• [What is required]
Where a line contains the word "components", copy that line in full.

[Start of Data]

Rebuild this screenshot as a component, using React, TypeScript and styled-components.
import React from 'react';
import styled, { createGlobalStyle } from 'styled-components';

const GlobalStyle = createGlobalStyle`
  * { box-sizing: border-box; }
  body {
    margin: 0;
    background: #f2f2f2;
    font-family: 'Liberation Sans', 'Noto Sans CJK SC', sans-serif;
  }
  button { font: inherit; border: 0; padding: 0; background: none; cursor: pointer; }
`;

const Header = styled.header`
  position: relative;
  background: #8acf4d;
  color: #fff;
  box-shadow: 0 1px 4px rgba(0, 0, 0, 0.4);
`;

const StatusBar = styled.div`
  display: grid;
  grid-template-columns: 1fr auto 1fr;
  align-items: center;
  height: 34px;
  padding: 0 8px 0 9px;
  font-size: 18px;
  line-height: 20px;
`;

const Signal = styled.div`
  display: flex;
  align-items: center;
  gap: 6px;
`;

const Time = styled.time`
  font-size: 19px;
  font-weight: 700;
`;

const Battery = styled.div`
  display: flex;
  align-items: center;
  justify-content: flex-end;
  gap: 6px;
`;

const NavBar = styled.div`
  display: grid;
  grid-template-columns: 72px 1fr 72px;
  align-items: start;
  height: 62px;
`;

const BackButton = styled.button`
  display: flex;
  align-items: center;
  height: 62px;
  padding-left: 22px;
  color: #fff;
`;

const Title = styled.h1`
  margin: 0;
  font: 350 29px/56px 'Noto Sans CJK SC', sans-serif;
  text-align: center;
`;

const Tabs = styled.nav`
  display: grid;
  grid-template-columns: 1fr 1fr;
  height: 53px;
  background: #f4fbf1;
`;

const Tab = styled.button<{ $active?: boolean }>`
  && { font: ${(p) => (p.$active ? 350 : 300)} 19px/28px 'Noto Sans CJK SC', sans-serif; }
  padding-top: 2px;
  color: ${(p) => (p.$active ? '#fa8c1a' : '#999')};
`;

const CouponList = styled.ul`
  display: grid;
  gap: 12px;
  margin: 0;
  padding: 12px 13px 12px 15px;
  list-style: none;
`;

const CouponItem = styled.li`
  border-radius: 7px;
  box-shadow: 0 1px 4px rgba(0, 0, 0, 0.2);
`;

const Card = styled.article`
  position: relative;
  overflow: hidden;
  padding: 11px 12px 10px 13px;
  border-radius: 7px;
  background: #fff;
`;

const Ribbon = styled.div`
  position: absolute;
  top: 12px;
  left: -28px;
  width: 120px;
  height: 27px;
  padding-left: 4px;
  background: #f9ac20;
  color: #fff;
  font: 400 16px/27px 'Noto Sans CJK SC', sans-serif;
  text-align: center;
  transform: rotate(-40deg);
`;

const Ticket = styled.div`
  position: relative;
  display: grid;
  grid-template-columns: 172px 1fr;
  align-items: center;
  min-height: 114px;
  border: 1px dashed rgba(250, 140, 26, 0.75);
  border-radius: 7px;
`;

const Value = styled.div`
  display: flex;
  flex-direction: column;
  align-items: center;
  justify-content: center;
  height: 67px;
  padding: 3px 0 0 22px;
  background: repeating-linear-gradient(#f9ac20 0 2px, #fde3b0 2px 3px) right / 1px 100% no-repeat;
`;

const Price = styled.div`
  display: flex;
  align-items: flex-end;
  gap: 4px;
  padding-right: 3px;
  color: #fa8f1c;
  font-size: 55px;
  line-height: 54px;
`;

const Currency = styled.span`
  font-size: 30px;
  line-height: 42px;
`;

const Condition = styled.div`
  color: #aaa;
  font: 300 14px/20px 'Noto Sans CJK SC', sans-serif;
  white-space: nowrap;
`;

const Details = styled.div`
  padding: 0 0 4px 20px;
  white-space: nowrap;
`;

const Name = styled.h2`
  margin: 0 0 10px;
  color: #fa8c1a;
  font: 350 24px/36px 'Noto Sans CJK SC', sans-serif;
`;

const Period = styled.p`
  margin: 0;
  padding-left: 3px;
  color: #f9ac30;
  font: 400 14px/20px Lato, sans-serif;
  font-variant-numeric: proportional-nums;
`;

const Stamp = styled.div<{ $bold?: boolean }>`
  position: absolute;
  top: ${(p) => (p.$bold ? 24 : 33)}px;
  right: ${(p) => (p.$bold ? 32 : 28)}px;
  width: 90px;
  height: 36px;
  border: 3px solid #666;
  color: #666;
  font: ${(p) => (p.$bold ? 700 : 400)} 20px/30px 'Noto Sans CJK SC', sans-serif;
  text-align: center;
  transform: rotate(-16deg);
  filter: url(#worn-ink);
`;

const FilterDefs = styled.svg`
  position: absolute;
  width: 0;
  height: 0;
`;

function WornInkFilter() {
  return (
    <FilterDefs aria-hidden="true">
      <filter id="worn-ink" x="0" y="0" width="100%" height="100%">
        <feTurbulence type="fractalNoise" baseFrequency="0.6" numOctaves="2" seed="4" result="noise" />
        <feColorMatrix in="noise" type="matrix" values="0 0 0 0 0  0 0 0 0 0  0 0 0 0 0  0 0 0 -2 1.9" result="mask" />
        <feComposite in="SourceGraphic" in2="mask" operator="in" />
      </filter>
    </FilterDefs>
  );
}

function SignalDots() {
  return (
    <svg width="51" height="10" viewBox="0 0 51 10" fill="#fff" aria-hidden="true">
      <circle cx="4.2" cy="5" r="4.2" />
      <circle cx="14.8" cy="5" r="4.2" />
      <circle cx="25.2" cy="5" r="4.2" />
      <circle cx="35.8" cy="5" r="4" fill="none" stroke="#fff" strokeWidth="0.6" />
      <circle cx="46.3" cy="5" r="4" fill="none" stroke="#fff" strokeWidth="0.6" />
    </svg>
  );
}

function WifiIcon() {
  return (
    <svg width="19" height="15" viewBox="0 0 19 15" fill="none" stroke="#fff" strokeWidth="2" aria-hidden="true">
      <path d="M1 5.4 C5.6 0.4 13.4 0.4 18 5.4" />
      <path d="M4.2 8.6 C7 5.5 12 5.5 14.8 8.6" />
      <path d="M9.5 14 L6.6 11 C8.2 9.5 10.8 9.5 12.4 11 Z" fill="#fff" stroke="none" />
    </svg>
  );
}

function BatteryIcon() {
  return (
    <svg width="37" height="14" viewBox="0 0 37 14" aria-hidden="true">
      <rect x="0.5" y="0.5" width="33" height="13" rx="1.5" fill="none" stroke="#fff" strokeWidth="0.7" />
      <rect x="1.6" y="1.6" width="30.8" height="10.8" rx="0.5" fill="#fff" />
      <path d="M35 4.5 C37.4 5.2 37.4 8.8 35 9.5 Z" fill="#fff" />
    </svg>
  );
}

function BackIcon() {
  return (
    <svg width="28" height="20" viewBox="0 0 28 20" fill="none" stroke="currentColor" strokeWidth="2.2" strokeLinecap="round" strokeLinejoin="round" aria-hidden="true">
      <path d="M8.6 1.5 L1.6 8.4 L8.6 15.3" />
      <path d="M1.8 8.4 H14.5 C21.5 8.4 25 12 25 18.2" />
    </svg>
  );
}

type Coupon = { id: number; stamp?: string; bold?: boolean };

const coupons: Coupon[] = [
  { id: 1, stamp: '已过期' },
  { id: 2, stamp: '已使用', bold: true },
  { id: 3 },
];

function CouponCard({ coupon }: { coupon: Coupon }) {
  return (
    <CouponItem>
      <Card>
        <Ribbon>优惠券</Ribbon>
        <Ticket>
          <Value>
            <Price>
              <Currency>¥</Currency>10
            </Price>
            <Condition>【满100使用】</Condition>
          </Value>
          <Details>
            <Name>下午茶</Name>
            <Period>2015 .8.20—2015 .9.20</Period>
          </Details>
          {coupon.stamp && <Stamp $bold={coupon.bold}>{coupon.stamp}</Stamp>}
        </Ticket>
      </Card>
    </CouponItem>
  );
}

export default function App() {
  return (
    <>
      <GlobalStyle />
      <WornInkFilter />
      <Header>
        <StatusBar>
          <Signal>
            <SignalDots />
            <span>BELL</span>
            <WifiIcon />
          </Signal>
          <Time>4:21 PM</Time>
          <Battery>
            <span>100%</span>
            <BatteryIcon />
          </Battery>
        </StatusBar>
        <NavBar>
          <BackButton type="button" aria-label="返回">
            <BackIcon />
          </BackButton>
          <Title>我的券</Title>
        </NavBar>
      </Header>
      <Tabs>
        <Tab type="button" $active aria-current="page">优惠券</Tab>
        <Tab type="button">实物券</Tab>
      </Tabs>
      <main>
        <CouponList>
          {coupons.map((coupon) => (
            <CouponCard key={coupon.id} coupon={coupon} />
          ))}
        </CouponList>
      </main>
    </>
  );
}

[End of Data]

• [The response]
Rebuild this screenshot as a component, using React, TypeScript and styled-components.
import styled, { createGlobalStyle } from 'styled-components';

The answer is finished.